Yaklaşık 1,5 yıldır beklenen yasanın mimarlarından Şener, sistemin bir anda konut sorununa çare olmayacağını ama önümüzdeki 10-20 yılda hayatın bir parçası haline geleceğini belirtti. Şener ayrıca, tutsat ile “borçluluk artımı” olacağı yönündeki değerlendirmelere katılmadığını belirterek, “Çünkü borçsuz ve umutsuz yaşamaktansa, borçlu ve umutlu olmak, daha fazla tercih edilecek bir durum” dedi.
Mortgage yasasıyla, uzun vadeli taksitlerle ev sahibi olma koşulları düzenleniyor.

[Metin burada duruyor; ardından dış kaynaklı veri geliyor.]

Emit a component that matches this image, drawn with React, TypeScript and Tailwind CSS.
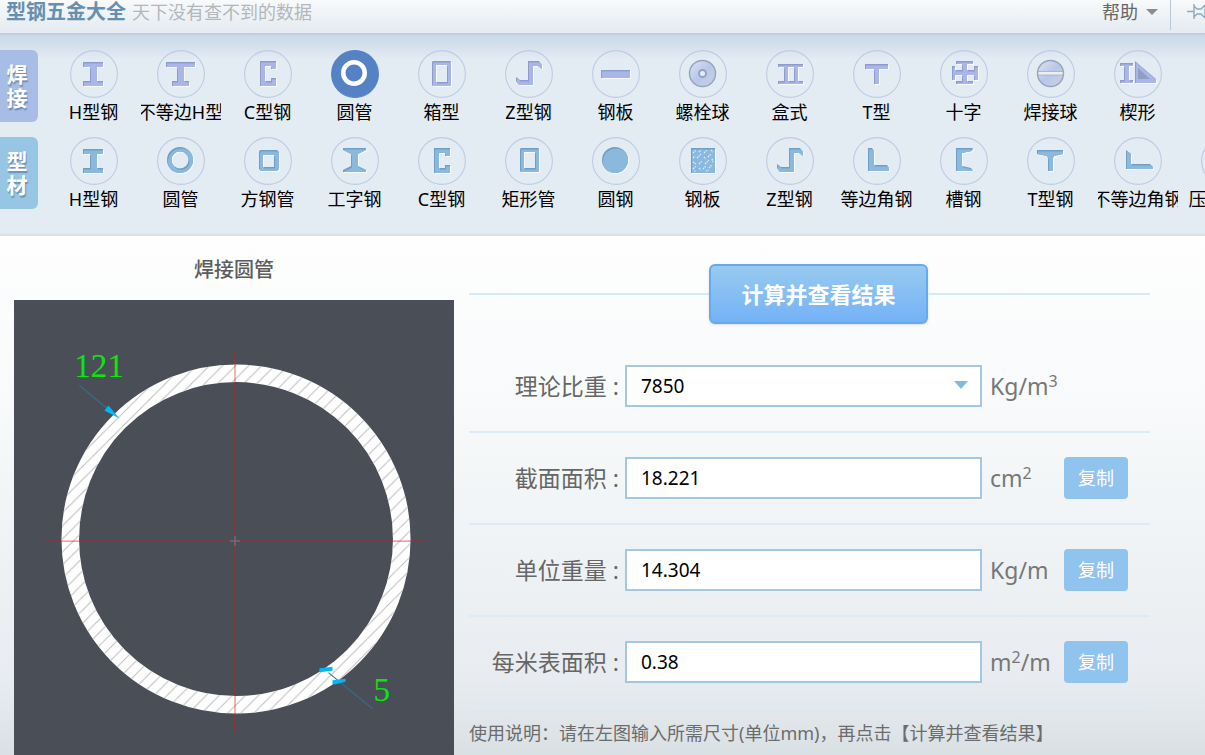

Mevduat, yatırım ve katılım bankalarının (Özel Finans Kurumları) yanısıra, artık tüketici finansman şirketleri de konut kredisi verebilecek. Finansal kiralama şirketleri ise konutları tüketicilere finansal kiralayabilecek. Ancak bu şirketler kanunun yürürlük tarihinden itibaren 6 ay içinde, konut finansmanı faaliyetinde bulunamayacak.
Önümüzdeki 10 yıl içinde Türkiye'de yaklaşık 7 milyon konuta ihtiyaç olacağı belirtiliyor. Bunun yaklaşık yarısının hanehalkı artışı kaynaklı, 1 milyon civarındaki bölümünün göç, 800 bininin ise yenileme kaynaklı olacağı tahmin ediliyor. Kentsel dönüşüm nedeniyle de 1,5 milyon civarında bir konut ihtiyacı olacağı düşünülüyor. Uygunsuz yapılaşma dahil ev sahiplerinin oranı ise yüzde 70'leri aşıyor. Geçtiğimiz yıl sonunda konut kredilerinin oranı milli gelirin yüzde 4,5'ine ulaşırken, tutsat ile birlikte bu oranın 2015 yılında yüzde 12'ye çıkması öngörülüyor.